** Start of Task inputs **
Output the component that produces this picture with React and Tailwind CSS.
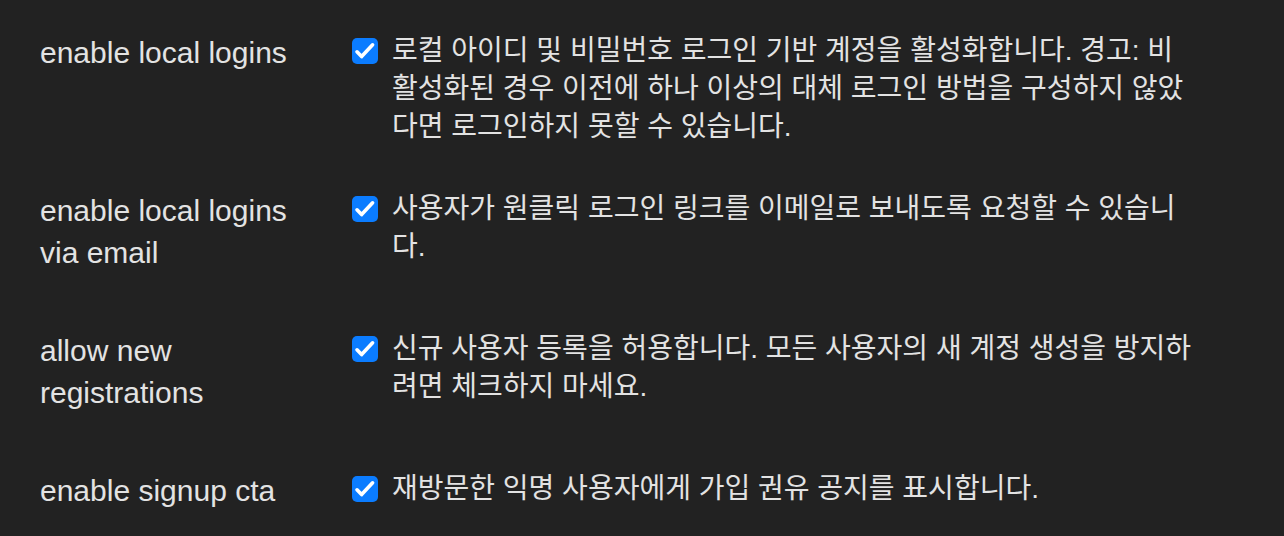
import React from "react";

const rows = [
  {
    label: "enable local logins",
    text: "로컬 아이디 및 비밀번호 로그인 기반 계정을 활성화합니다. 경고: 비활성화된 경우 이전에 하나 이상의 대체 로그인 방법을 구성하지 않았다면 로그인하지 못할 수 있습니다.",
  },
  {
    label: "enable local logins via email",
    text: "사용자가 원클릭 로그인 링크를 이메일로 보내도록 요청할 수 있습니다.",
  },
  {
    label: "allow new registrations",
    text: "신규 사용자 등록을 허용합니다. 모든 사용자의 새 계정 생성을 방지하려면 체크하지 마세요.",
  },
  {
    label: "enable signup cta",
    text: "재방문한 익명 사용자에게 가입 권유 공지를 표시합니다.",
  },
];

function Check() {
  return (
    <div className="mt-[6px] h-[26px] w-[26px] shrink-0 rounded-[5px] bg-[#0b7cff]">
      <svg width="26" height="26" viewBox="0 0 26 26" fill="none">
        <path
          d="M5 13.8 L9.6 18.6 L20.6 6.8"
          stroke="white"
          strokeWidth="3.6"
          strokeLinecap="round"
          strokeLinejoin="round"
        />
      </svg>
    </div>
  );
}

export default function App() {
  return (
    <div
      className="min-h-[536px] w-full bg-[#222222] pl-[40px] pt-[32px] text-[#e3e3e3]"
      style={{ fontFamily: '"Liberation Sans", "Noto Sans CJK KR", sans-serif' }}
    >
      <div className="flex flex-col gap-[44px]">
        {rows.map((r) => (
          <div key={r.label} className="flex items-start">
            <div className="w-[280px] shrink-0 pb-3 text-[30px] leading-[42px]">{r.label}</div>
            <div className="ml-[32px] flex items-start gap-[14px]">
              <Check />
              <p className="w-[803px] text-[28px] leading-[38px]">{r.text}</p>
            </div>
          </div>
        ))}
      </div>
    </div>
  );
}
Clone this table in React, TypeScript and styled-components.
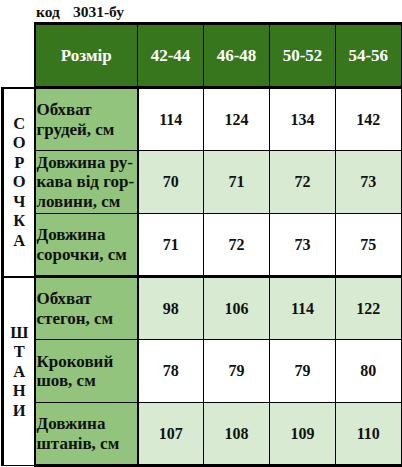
** End of Task inputs **
Task objective => The records above must be printed exactly; the pictures stay out.

Full response =>
Output the component that produces this picture with React and Tailwind CSS.
import React from "react";

const rows = [
  {
    label: "enable local logins",
    text: "로컬 아이디 및 비밀번호 로그인 기반 계정을 활성화합니다. 경고: 비활성화된 경우 이전에 하나 이상의 대체 로그인 방법을 구성하지 않았다면 로그인하지 못할 수 있습니다.",
  },
  {
    label: "enable local logins via email",
    text: "사용자가 원클릭 로그인 링크를 이메일로 보내도록 요청할 수 있습니다.",
  },
  {
    label: "allow new registrations",
    text: "신규 사용자 등록을 허용합니다. 모든 사용자의 새 계정 생성을 방지하려면 체크하지 마세요.",
  },
  {
    label: "enable signup cta",
    text: "재방문한 익명 사용자에게 가입 권유 공지를 표시합니다.",
  },
];

function Check() {
  return (
    <div className="mt-[6px] h-[26px] w-[26px] shrink-0 rounded-[5px] bg-[#0b7cff]">
      <svg width="26" height="26" viewBox="0 0 26 26" fill="none">
        <path
          d="M5 13.8 L9.6 18.6 L20.6 6.8"
          stroke="white"
          strokeWidth="3.6"
          strokeLinecap="round"
          strokeLinejoin="round"
        />
      </svg>
    </div>
  );
}

export default function App() {
  return (
    <div
      className="min-h-[536px] w-full bg-[#222222] pl-[40px] pt-[32px] text-[#e3e3e3]"
      style={{ fontFamily: '"Liberation Sans", "Noto Sans CJK KR", sans-serif' }}
    >
      <div className="flex flex-col gap-[44px]">
        {rows.map((r) => (
          <div key={r.label} className="flex items-start">
            <div className="w-[280px] shrink-0 pb-3 text-[30px] leading-[42px]">{r.label}</div>
            <div className="ml-[32px] flex items-start gap-[14px]">
              <Check />
              <p className="w-[803px] text-[28px] leading-[38px]">{r.text}</p>
            </div>
          </div>
        ))}
      </div>
    </div>
  );
}
Clone this table in React, TypeScript and styled-components.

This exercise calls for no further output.